Chapters 2, 3, and 4—covering Congressional Control of Federal Jurisdiction, Federal-Question Jurisdiction, and Non-Article III Courts—remain largely unchanged, aside from a few cases worth mention in notes.

Chapter 5 is substantially different from its predecessor. On the substantive side, there is the Court’s announcement of a breathtakingly broad presidential immunity that the majority made no serious effort to link to any constitutional text. With respect to recognizing private rights of action to enforce constitutional rights, the Court turned its back on the practice, leaving enforceability of the Bill of Rights in the hands of the (other) political branches. Egbert v. Boulé overruled Bivens sub silentio.

In addition, the materials on official immunity have been moved from Chapter 6, where they were an increasingly uncomfortable fit as the Court expanded federal immunities, to Chapter 5. Other than the limited federal legislators' immunity that the Constitution mandates, all of them have always been federal common law. They were in Chapter 6 because when this text began, the bulk of them related to actions under 42 U.S.C. § 1983, but that is no longer true.

Chapter 8 continues to house the material on abstention doctrines, although those doctrines, like the Court’s immunity doctrines, are all federal common law.
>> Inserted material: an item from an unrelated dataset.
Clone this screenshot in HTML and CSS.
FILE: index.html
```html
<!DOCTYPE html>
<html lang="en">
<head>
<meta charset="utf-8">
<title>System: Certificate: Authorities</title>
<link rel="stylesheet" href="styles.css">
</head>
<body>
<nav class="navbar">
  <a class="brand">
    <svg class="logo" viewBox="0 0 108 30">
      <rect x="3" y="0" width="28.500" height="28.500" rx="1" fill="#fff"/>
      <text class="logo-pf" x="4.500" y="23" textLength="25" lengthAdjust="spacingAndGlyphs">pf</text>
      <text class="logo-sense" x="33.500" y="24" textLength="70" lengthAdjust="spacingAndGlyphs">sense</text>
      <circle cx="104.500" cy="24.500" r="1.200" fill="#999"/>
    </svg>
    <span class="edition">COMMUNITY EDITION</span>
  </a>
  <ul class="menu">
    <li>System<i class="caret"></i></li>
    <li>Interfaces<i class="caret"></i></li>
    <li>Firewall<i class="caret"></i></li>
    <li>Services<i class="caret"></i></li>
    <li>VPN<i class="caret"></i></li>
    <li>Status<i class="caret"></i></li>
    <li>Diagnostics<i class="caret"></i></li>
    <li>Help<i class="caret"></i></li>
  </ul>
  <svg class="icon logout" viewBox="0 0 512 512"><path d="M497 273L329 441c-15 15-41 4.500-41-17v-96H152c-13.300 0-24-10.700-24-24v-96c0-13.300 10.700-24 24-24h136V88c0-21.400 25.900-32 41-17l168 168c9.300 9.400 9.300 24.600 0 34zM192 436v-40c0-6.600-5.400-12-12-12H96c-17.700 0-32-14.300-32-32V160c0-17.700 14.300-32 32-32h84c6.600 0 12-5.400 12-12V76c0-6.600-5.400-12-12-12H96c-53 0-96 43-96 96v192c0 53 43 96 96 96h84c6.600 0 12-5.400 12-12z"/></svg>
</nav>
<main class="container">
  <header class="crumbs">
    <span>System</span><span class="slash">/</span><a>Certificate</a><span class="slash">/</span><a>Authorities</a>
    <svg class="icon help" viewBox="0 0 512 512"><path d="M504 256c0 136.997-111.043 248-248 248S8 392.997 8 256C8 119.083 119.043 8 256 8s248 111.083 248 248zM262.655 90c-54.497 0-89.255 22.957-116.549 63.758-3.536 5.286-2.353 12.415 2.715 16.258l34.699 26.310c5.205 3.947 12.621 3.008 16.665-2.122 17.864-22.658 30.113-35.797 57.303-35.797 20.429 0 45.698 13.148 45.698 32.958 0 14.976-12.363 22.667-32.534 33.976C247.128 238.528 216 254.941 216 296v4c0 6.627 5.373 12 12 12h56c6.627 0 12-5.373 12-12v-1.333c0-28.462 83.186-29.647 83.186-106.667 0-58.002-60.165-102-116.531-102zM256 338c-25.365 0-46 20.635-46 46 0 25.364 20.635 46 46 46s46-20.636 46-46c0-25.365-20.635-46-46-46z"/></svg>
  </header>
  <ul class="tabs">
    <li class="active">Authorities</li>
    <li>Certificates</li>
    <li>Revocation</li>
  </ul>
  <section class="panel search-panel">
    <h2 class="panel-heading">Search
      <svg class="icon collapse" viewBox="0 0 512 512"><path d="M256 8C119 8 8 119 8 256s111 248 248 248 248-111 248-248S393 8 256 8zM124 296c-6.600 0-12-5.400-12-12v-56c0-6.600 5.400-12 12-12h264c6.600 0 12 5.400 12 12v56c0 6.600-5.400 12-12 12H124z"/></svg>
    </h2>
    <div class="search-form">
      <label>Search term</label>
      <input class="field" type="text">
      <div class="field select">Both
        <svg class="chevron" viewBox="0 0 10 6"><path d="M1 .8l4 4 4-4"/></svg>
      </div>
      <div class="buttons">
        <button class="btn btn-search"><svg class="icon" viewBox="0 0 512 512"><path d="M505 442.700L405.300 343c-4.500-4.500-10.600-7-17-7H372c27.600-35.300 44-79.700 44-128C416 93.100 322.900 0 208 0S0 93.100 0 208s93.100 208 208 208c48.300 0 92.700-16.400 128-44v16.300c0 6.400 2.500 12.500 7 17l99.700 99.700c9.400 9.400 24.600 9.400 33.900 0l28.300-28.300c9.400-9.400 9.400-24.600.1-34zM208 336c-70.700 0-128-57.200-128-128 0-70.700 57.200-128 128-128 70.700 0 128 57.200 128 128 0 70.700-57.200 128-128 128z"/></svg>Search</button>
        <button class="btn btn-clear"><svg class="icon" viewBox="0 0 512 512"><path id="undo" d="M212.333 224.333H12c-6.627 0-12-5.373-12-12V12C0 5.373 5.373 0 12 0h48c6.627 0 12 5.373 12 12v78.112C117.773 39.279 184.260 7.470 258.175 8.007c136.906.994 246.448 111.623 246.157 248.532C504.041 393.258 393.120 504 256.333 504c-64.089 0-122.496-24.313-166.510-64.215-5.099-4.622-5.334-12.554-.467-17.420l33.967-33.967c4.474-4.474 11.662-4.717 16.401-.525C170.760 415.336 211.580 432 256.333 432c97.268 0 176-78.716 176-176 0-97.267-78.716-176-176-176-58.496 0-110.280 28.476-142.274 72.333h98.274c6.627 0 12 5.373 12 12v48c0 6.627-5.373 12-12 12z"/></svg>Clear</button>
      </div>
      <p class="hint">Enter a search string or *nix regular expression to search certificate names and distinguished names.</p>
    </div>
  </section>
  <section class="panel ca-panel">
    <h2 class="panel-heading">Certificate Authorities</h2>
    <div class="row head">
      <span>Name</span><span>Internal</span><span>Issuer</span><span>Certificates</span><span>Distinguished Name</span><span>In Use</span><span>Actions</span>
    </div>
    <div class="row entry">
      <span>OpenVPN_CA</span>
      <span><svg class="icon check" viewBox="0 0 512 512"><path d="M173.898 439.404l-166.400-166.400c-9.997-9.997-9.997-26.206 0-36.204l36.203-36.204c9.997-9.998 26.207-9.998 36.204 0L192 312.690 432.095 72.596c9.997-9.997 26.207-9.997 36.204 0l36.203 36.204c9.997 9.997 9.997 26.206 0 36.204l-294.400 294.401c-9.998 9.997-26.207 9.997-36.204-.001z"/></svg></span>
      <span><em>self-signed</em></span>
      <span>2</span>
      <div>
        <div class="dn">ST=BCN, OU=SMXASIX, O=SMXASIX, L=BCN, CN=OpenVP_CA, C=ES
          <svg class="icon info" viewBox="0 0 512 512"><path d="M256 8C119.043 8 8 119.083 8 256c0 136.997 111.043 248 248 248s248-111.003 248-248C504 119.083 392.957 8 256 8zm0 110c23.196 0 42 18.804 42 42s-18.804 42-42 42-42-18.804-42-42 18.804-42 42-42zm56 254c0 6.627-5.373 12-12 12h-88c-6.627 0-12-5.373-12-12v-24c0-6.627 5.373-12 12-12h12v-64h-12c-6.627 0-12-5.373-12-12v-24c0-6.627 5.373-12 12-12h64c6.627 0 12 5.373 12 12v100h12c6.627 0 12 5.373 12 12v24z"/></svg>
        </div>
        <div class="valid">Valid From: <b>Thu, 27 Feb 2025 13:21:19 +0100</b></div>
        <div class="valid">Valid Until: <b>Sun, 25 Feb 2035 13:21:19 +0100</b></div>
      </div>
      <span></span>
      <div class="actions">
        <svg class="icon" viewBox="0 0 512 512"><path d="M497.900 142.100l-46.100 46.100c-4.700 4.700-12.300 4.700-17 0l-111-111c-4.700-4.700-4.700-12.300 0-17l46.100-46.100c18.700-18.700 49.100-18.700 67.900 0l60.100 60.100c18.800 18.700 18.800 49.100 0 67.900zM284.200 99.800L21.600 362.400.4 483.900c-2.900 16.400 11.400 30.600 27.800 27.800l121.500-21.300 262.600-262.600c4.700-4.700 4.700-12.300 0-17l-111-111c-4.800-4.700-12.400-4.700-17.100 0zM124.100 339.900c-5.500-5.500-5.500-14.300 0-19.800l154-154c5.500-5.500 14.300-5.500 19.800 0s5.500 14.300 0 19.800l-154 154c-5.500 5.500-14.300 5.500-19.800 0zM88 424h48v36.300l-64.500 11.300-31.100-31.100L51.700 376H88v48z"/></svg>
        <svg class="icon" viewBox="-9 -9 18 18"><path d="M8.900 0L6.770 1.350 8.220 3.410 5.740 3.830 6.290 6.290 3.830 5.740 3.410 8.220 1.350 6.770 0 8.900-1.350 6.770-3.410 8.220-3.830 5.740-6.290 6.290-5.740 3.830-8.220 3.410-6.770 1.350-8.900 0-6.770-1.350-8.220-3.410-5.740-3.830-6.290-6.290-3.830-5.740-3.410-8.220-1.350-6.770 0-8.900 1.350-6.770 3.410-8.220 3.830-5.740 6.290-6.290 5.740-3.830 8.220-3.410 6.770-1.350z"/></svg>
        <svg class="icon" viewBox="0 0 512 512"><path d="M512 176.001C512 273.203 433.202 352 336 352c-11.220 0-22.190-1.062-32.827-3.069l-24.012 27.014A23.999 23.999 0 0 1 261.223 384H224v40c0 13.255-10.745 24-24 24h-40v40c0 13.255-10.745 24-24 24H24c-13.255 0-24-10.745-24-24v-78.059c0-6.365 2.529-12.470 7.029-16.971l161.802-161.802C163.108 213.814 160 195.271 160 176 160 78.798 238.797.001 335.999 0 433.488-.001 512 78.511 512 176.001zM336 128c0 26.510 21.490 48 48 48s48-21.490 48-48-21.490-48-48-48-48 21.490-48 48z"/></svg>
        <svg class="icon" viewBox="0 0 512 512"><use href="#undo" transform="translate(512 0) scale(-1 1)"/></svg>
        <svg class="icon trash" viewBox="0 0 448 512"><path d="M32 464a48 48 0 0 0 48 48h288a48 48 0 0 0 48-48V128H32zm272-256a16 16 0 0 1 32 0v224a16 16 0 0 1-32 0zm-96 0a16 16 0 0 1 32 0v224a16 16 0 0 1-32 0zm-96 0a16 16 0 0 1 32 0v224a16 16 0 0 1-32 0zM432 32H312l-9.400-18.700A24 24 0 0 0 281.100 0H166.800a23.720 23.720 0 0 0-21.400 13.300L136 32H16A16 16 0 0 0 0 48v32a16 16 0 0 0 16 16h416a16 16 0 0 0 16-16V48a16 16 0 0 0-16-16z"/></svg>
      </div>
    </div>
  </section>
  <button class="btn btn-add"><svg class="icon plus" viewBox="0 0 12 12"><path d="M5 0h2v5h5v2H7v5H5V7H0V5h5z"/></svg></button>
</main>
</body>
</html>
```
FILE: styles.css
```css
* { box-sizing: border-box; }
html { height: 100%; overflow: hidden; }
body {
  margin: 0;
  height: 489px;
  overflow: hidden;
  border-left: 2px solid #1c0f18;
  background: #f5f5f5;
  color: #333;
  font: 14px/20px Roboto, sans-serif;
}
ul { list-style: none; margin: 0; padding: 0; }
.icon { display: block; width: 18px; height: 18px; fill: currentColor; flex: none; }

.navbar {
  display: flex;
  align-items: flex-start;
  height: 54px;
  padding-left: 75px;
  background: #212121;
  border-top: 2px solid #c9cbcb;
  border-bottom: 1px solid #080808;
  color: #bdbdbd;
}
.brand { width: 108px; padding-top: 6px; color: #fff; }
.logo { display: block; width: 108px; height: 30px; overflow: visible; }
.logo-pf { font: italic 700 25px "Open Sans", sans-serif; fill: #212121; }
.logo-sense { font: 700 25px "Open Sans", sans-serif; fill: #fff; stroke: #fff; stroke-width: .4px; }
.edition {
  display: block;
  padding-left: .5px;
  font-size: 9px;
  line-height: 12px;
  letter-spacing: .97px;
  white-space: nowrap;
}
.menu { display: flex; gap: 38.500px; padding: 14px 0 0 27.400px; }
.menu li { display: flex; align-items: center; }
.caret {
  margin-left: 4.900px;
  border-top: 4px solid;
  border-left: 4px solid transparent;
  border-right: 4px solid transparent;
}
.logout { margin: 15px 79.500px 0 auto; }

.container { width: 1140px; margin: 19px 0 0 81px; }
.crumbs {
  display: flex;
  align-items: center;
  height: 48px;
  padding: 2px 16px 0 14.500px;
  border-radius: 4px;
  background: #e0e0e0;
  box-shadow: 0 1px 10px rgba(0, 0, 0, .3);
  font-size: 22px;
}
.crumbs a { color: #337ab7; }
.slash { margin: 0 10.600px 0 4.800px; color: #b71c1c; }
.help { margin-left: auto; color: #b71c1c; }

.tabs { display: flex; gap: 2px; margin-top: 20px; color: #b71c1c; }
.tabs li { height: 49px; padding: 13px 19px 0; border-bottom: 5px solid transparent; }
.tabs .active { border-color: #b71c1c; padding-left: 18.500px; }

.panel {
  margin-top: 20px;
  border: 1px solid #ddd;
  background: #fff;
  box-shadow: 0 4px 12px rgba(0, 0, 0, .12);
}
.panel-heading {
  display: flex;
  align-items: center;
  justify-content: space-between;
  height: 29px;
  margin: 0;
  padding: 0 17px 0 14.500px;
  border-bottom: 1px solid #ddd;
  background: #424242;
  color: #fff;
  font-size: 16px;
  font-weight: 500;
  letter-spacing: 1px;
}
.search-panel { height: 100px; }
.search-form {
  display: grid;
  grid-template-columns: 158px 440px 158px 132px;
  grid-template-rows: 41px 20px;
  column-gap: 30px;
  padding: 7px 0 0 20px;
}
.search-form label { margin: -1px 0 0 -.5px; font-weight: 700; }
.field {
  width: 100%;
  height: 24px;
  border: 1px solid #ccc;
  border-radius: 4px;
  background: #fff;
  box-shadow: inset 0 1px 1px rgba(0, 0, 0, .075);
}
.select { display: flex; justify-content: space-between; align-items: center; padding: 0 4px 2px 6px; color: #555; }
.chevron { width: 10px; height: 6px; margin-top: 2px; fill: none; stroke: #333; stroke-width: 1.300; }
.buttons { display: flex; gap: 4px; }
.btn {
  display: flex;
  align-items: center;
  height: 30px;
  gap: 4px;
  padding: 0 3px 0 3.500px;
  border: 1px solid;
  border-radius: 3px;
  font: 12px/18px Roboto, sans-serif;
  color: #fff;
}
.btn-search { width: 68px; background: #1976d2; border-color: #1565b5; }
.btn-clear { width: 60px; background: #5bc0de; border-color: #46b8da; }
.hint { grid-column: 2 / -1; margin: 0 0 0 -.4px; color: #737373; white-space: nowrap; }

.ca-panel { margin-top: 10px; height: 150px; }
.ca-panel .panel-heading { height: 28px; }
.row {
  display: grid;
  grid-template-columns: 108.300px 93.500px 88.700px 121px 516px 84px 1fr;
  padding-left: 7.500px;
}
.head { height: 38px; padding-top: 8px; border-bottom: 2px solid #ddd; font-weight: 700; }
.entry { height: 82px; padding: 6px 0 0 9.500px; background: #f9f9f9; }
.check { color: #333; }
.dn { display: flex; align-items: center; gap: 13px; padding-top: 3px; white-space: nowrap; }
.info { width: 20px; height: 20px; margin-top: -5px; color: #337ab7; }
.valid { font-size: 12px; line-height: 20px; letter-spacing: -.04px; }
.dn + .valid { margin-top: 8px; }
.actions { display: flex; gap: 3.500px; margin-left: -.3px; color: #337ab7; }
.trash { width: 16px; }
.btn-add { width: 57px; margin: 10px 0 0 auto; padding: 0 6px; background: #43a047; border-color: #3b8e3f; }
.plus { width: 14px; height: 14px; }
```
Conceptually, they could fit in Chapter 5 as well. But the abstention doctrines stand apart from the rest of the common-law materials because they all are affirmative judicial refusals to exercise jurisdiction that Congress has conferred. One might analogize them to the executive-line-item veto that the Court found unconstitutional in 1998.

The remaining chapters include notes on new developments, most of them incremental, with the possible exception of Edwards v. Vannoy, in which the Court declared that Teague v. Lane’s “watershed exception” described the null set and banished it, and Shinn v. Ramirez, which makes it nearly impossible for habeas petitioners with defaulted but excused trial-ineffectiveness claims to succeed on the merits.